Clay Tweel is a name that should be known to any documentary fan. After serving as an associate producer on Seth Gordon’s The King of Kong, he went on to direct his first feature, the surprisingly sharp teen-magician film Make Believe, which is better than its conventional competition-doc surface indicates, and then he co-directed last year’s riveting exploration of the 3D printer market, Print the Legend, which in a way is also a competition doc only with very high, entrepreneurial stakes. For the most part, those two are dissimilar animals, though together they’d hinted that Tweel could maybe do no wrong with clean, non-complex subject matter of any sort. He has a talent for delivering reality in an entertaining yet not sensationalistic way.
His latest, co-directed with Bryan Carberry (a multitasked intern on Make Believe) and produced by Gordon, is called Finders Keepers, and it’s his closest to the line of sensational exploitation. It’s therefore the most reminiscent of The King of Kong, albeit with less of a shared sense of delineated good guys and bad guys than his past two features have. This new doc involves a pair who are as antagonistic as true human beings can get. On one side is John Wood, whose amputated leg wound up for auction because it was being kept inside of an old grill in his storage unit, and he’d failed to pay the rent. Shannon Whisnant is the man who acquired the grill and the limb inside, and he saw the latter as a business opportunity. But he didn’t get far into his plan of charging locals for a glimpse at the find before Wood showed up to reclaim his property, and a long and heated and mediated custody battle ensued.
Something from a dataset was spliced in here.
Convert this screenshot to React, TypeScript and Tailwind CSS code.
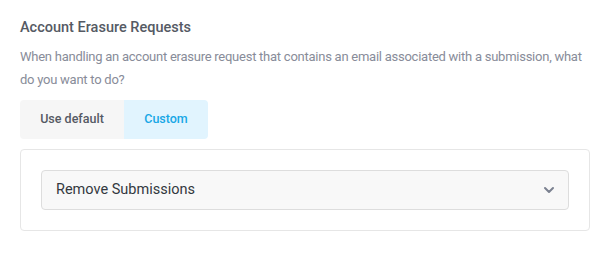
import { ChevronDown } from 'lucide-react';

export default function App() {
    return (
        <div className="w-[610px] h-[253px] bg-white px-5 pt-[18px] [font-family:Roboto]">
            <h3 className="text-[14.5px] leading-5 font-medium text-[#555a64]">Account Erasure Requests</h3>
            <p className="mt-[7px] text-[13px] leading-[23px] tracking-[-0.25px] text-[#888c99]">
                When handling an account erasure request that contains an email associated with a submission, what do you want to do?
            </p>
            <div className="mt-[9px] flex w-fit rounded overflow-hidden text-[12.5px] font-medium">
                <button className="h-[39px] w-[104px] bg-[#f6f6f6] text-[#555a64]">Use default</button>
                <button className="h-[39px] w-[84px] bg-[#e1f4fe] text-[#17a7e6]">Custom</button>
            </div>
            <div className="mt-[10px] w-[570px] rounded border border-[#e6e6e6] p-5">
                <div className="flex h-[40px] items-center justify-between rounded border border-[#dddddd] bg-[#f8f8f8] pl-[14px] pr-[11px]">
                    <span className="text-[14.5px] text-[#333840]">Remove Submissions</span>
                    <ChevronDown className="h-4 w-4 text-[#7b8190]" strokeWidth={3} />
                </div>
            </div>
        </div>
    );
}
That basic scenario is even crazier than it sounds, as told firsthand by these two characters. Right away we hear about the leg’s journey after its removal — and visualize it through animation — including a short stint in a Hardees freezer, and it’s all very funny and unbelievable. Much of the humor comes out of the subjects’ misfortunes, such as when Wood quickly, nonchalantly rattles off how he’s survived a plane crash, electrocution and being run over by a garbage truck, but it’s never at their expense in a way where Tweel and Carberry come across as hosting a freak show. In fact, I get the impression they mean to do the opposite, especially when we see the contrast in clips of Whisnant’s appearance on The Jerry Springer Show and, later, a reality TV program where a distinction is heavily implied between the emotional truthfulness of what we’re seeing on screen and what manipulation and mockery is going on with that other production.
Long before that, Finders Keepers lays it on us hard that this isn’t just some fool’s folly where we laugh at the yokels. After the first 10 minutes, through which we’re clearly intended to be cracking up nonstop as we become familiar with Wood and Whisnant and their bewildering battle, tragedy strikes. Or, at least a tragedy that had struck is abruptly brought up and into the picture in a serious and sober tone that’s a 180 from what preceded. Wood not only lost his leg in the aforementioned plane crash, but also his father died in the accident, and that led him down a path of guilt-ridden addiction. It is incredibly sad, especially as we hear about it from Wood’s mother and sister and friends. The initial comical stuff suddenly gains a new perspective, as this whole ridiculous tale is revealed to be a comedy rooted in disaster.
The comedy doesn’t stop, though. Tweel and Carberry quickly bring us back into the wild and remarkable and often humorous course of storytelling, but then they also keep returning to the sadness, too, the doc structured in waves as if representing the ups and downs of the subjects’ swaying temperaments. Neither of the two characters is particularly likable or unlikable at any point in the film, though they both have their share of some endearing moments, notably none of which are found in the archive material of talk show and news program appearances. I believe that Wood and Whishnat and especially Whishnat’s wife didn’t think the film was a big enough deal that it powered a substantial spotlight. Or they just trusted the filmmakers and were given more room to be themselves rather than tools of amusement.
In Finders Keepers’ way of veering close to sensationalism but not crossing the line, it’s akin to The Queen of Versailles for drawing us in with outrageous people and premise and then delivering a deeper and more sensitive take on fame, fortune, class, capitalism, justice and grief than is expected. It too starts out as stranger than fiction and then becomes more real than “reality,” a complex and complicated film that shows us common people in unusual circumstances, a portrait of America as familiar as it is uncanny. With this, Tweel proves he can also do right with more intricate and difficult material, further fulfilling his place as one of the most interesting and reliable (and definitely underrated) documentarians in the scene today.